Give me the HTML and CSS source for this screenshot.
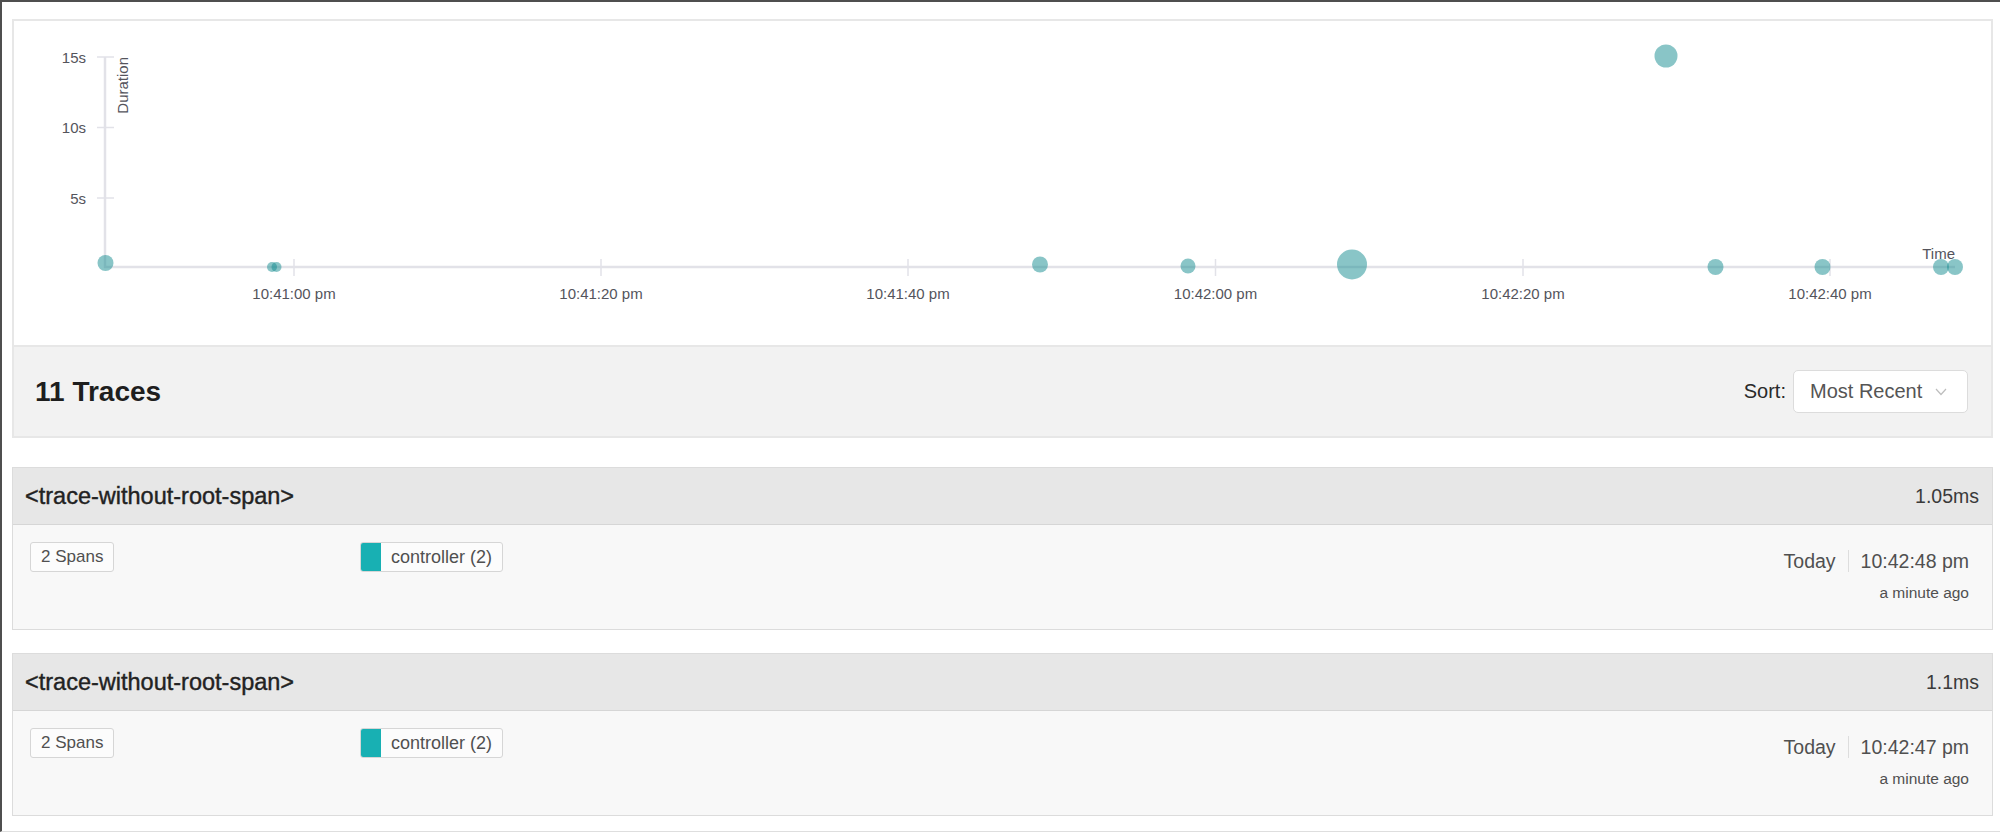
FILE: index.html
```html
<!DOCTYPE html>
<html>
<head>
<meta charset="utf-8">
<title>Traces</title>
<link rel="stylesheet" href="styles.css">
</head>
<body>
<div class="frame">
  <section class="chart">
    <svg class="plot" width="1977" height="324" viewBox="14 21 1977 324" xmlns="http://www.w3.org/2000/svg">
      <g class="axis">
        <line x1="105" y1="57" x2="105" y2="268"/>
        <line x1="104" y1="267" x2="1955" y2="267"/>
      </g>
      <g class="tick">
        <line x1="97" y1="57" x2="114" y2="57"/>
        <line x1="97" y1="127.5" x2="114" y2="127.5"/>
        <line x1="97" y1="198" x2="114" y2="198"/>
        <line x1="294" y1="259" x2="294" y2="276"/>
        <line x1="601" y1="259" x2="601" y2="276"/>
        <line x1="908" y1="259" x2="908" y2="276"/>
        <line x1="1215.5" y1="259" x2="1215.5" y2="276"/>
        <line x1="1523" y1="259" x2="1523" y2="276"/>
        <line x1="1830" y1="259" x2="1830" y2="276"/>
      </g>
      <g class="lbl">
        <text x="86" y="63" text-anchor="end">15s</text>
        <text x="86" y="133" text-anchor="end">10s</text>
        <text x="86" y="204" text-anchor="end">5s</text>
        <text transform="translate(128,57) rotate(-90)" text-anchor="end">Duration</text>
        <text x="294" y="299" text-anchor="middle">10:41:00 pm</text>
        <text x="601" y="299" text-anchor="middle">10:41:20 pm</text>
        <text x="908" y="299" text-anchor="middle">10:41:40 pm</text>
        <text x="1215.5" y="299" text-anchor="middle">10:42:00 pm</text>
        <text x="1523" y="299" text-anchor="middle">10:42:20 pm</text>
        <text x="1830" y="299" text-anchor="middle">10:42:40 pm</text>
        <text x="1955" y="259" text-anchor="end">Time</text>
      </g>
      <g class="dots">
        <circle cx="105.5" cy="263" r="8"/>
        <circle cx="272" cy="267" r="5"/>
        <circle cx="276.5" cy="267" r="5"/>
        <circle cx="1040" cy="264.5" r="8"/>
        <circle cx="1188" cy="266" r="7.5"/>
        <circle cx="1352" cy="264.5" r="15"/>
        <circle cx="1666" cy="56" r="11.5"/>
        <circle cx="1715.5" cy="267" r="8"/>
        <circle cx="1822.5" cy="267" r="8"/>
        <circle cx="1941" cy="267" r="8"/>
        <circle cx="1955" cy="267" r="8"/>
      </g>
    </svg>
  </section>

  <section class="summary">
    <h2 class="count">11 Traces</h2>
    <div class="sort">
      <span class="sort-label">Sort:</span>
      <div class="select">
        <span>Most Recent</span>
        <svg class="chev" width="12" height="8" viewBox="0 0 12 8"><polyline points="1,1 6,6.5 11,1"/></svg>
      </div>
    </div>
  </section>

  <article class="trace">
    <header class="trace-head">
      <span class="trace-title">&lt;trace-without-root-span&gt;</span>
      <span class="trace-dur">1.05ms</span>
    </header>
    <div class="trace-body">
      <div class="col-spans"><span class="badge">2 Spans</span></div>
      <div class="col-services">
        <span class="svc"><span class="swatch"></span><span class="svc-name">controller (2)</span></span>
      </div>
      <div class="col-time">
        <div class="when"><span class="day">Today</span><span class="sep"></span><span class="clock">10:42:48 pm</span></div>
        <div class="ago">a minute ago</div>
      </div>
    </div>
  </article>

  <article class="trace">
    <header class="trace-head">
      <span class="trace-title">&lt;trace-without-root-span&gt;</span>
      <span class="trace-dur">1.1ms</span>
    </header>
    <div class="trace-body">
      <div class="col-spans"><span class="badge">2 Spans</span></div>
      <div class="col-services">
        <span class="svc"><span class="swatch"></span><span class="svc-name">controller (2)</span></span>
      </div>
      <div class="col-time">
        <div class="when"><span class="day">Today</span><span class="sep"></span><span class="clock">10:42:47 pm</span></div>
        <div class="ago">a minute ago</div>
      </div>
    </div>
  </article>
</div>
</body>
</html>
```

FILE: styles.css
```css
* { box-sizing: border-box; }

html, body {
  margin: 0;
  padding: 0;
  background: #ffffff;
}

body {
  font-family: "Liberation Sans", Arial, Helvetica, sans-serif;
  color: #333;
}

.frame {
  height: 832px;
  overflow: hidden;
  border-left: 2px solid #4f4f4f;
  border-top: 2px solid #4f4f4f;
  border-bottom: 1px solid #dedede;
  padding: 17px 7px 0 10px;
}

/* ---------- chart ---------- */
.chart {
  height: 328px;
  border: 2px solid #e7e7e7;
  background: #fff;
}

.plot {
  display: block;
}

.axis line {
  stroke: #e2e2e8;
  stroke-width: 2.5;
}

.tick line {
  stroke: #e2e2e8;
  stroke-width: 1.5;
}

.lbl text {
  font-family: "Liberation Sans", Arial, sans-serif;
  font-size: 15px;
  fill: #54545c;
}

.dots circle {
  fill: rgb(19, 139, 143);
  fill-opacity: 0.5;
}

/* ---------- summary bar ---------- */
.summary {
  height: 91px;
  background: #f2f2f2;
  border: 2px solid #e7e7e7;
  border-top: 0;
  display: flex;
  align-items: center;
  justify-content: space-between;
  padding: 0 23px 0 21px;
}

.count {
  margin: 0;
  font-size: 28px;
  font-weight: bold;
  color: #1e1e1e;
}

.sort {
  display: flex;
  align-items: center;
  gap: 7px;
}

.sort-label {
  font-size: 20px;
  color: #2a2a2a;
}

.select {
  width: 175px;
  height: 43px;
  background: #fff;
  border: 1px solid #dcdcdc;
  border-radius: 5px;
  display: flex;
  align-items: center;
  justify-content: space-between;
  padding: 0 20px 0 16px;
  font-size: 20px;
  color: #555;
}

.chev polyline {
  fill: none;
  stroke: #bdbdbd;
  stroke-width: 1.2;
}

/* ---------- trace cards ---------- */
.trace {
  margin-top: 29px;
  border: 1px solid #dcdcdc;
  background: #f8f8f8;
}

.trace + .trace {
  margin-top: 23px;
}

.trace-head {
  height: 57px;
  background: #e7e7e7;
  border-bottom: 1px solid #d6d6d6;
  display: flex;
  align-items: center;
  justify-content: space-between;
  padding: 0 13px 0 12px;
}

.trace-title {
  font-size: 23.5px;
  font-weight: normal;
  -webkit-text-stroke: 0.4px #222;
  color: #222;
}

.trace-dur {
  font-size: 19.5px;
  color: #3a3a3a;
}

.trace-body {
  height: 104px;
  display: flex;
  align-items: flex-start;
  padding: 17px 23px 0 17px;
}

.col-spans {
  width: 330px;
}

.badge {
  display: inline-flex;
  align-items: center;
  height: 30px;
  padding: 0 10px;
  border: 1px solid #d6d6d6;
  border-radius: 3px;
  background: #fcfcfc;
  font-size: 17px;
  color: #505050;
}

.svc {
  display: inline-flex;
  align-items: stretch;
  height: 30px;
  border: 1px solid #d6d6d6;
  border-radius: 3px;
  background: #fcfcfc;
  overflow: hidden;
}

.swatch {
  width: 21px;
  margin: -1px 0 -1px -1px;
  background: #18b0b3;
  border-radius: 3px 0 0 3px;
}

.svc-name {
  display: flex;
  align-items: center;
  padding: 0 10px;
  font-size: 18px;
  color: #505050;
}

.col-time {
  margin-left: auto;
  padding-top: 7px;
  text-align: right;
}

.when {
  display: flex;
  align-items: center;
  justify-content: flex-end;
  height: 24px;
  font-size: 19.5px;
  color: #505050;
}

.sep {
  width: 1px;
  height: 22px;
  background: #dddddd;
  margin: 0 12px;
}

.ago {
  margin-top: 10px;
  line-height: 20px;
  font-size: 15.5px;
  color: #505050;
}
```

========================================

▸ **What is asked**
Leave the images out and output the remaining material exactly as it stands.

▸ **Task output**
Give me the HTML and CSS source for this screenshot.
FILE: index.html
```html
<!DOCTYPE html>
<html>
<head>
<meta charset="utf-8">
<title>Traces</title>
<link rel="stylesheet" href="styles.css">
</head>
<body>
<div class="frame">
  <section class="chart">
    <svg class="plot" width="1977" height="324" viewBox="14 21 1977 324" xmlns="http://www.w3.org/2000/svg">
      <g class="axis">
        <line x1="105" y1="57" x2="105" y2="268"/>
        <line x1="104" y1="267" x2="1955" y2="267"/>
      </g>
      <g class="tick">
        <line x1="97" y1="57" x2="114" y2="57"/>
        <line x1="97" y1="127.5" x2="114" y2="127.5"/>
        <line x1="97" y1="198" x2="114" y2="198"/>
        <line x1="294" y1="259" x2="294" y2="276"/>
        <line x1="601" y1="259" x2="601" y2="276"/>
        <line x1="908" y1="259" x2="908" y2="276"/>
        <line x1="1215.5" y1="259" x2="1215.5" y2="276"/>
        <line x1="1523" y1="259" x2="1523" y2="276"/>
        <line x1="1830" y1="259" x2="1830" y2="276"/>
      </g>
      <g class="lbl">
        <text x="86" y="63" text-anchor="end">15s</text>
        <text x="86" y="133" text-anchor="end">10s</text>
        <text x="86" y="204" text-anchor="end">5s</text>
        <text transform="translate(128,57) rotate(-90)" text-anchor="end">Duration</text>
        <text x="294" y="299" text-anchor="middle">10:41:00 pm</text>
        <text x="601" y="299" text-anchor="middle">10:41:20 pm</text>
        <text x="908" y="299" text-anchor="middle">10:41:40 pm</text>
        <text x="1215.5" y="299" text-anchor="middle">10:42:00 pm</text>
        <text x="1523" y="299" text-anchor="middle">10:42:20 pm</text>
        <text x="1830" y="299" text-anchor="middle">10:42:40 pm</text>
        <text x="1955" y="259" text-anchor="end">Time</text>
      </g>
      <g class="dots">
        <circle cx="105.5" cy="263" r="8"/>
        <circle cx="272" cy="267" r="5"/>
        <circle cx="276.5" cy="267" r="5"/>
        <circle cx="1040" cy="264.5" r="8"/>
        <circle cx="1188" cy="266" r="7.5"/>
        <circle cx="1352" cy="264.5" r="15"/>
        <circle cx="1666" cy="56" r="11.5"/>
        <circle cx="1715.5" cy="267" r="8"/>
        <circle cx="1822.5" cy="267" r="8"/>
        <circle cx="1941" cy="267" r="8"/>
        <circle cx="1955" cy="267" r="8"/>
      </g>
    </svg>
  </section>

  <section class="summary">
    <h2 class="count">11 Traces</h2>
    <div class="sort">
      <span class="sort-label">Sort:</span>
      <div class="select">
        <span>Most Recent</span>
        <svg class="chev" width="12" height="8" viewBox="0 0 12 8"><polyline points="1,1 6,6.5 11,1"/></svg>
      </div>
    </div>
  </section>

  <article class="trace">
    <header class="trace-head">
      <span class="trace-title">&lt;trace-without-root-span&gt;</span>
      <span class="trace-dur">1.05ms</span>
    </header>
    <div class="trace-body">
      <div class="col-spans"><span class="badge">2 Spans</span></div>
      <div class="col-services">
        <span class="svc"><span class="swatch"></span><span class="svc-name">controller (2)</span></span>
      </div>
      <div class="col-time">
        <div class="when"><span class="day">Today</span><span class="sep"></span><span class="clock">10:42:48 pm</span></div>
        <div class="ago">a minute ago</div>
      </div>
    </div>
  </article>

  <article class="trace">
    <header class="trace-head">
      <span class="trace-title">&lt;trace-without-root-span&gt;</span>
      <span class="trace-dur">1.1ms</span>
    </header>
    <div class="trace-body">
      <div class="col-spans"><span class="badge">2 Spans</span></div>
      <div class="col-services">
        <span class="svc"><span class="swatch"></span><span class="svc-name">controller (2)</span></span>
      </div>
      <div class="col-time">
        <div class="when"><span class="day">Today</span><span class="sep"></span><span class="clock">10:42:47 pm</span></div>
        <div class="ago">a minute ago</div>
      </div>
    </div>
  </article>
</div>
</body>
</html>
```

FILE: styles.css
```css
* { box-sizing: border-box; }

html, body {
  margin: 0;
  padding: 0;
  background: #ffffff;
}

body {
  font-family: "Liberation Sans", Arial, Helvetica, sans-serif;
  color: #333;
}

.frame {
  height: 832px;
  overflow: hidden;
  border-left: 2px solid #4f4f4f;
  border-top: 2px solid #4f4f4f;
  border-bottom: 1px solid #dedede;
  padding: 17px 7px 0 10px;
}

/* ---------- chart ---------- */
.chart {
  height: 328px;
  border: 2px solid #e7e7e7;
  background: #fff;
}

.plot {
  display: block;
}

.axis line {
  stroke: #e2e2e8;
  stroke-width: 2.5;
}

.tick line {
  stroke: #e2e2e8;
  stroke-width: 1.5;
}

.lbl text {
  font-family: "Liberation Sans", Arial, sans-serif;
  font-size: 15px;
  fill: #54545c;
}

.dots circle {
  fill: rgb(19, 139, 143);
  fill-opacity: 0.5;
}

/* ---------- summary bar ---------- */
.summary {
  height: 91px;
  background: #f2f2f2;
  border: 2px solid #e7e7e7;
  border-top: 0;
  display: flex;
  align-items: center;
  justify-content: space-between;
  padding: 0 23px 0 21px;
}

.count {
  margin: 0;
  font-size: 28px;
  font-weight: bold;
  color: #1e1e1e;
}

.sort {
  display: flex;
  align-items: center;
  gap: 7px;
}

.sort-label {
  font-size: 20px;
  color: #2a2a2a;
}

.select {
  width: 175px;
  height: 43px;
  background: #fff;
  border: 1px solid #dcdcdc;
  border-radius: 5px;
  display: flex;
  align-items: center;
  justify-content: space-between;
  padding: 0 20px 0 16px;
  font-size: 20px;
  color: #555;
}

.chev polyline {
  fill: none;
  stroke: #bdbdbd;
  stroke-width: 1.2;
}

/* ---------- trace cards ---------- */
.trace {
  margin-top: 29px;
  border: 1px solid #dcdcdc;
  background: #f8f8f8;
}

.trace + .trace {
  margin-top: 23px;
}

.trace-head {
  height: 57px;
  background: #e7e7e7;
  border-bottom: 1px solid #d6d6d6;
  display: flex;
  align-items: center;
  justify-content: space-between;
  padding: 0 13px 0 12px;
}

.trace-title {
  font-size: 23.5px;
  font-weight: normal;
  -webkit-text-stroke: 0.4px #222;
  color: #222;
}

.trace-dur {
  font-size: 19.5px;
  color: #3a3a3a;
}

.trace-body {
  height: 104px;
  display: flex;
  align-items: flex-start;
  padding: 17px 23px 0 17px;
}

.col-spans {
  width: 330px;
}

.badge {
  display: inline-flex;
  align-items: center;
  height: 30px;
  padding: 0 10px;
  border: 1px solid #d6d6d6;
  border-radius: 3px;
  background: #fcfcfc;
  font-size: 17px;
  color: #505050;
}

.svc {
  display: inline-flex;
  align-items: stretch;
  height: 30px;
  border: 1px solid #d6d6d6;
  border-radius: 3px;
  background: #fcfcfc;
  overflow: hidden;
}

.swatch {
  width: 21px;
  margin: -1px 0 -1px -1px;
  background: #18b0b3;
  border-radius: 3px 0 0 3px;
}

.svc-name {
  display: flex;
  align-items: center;
  padding: 0 10px;
  font-size: 18px;
  color: #505050;
}

.col-time {
  margin-left: auto;
  padding-top: 7px;
  text-align: right;
}

.when {
  display: flex;
  align-items: center;
  justify-content: flex-end;
  height: 24px;
  font-size: 19.5px;
  color: #505050;
}

.sep {
  width: 1px;
  height: 22px;
  background: #dddddd;
  margin: 0 12px;
}

.ago {
  margin-top: 10px;
  line-height: 20px;
  font-size: 15.5px;
  color: #505050;
}
```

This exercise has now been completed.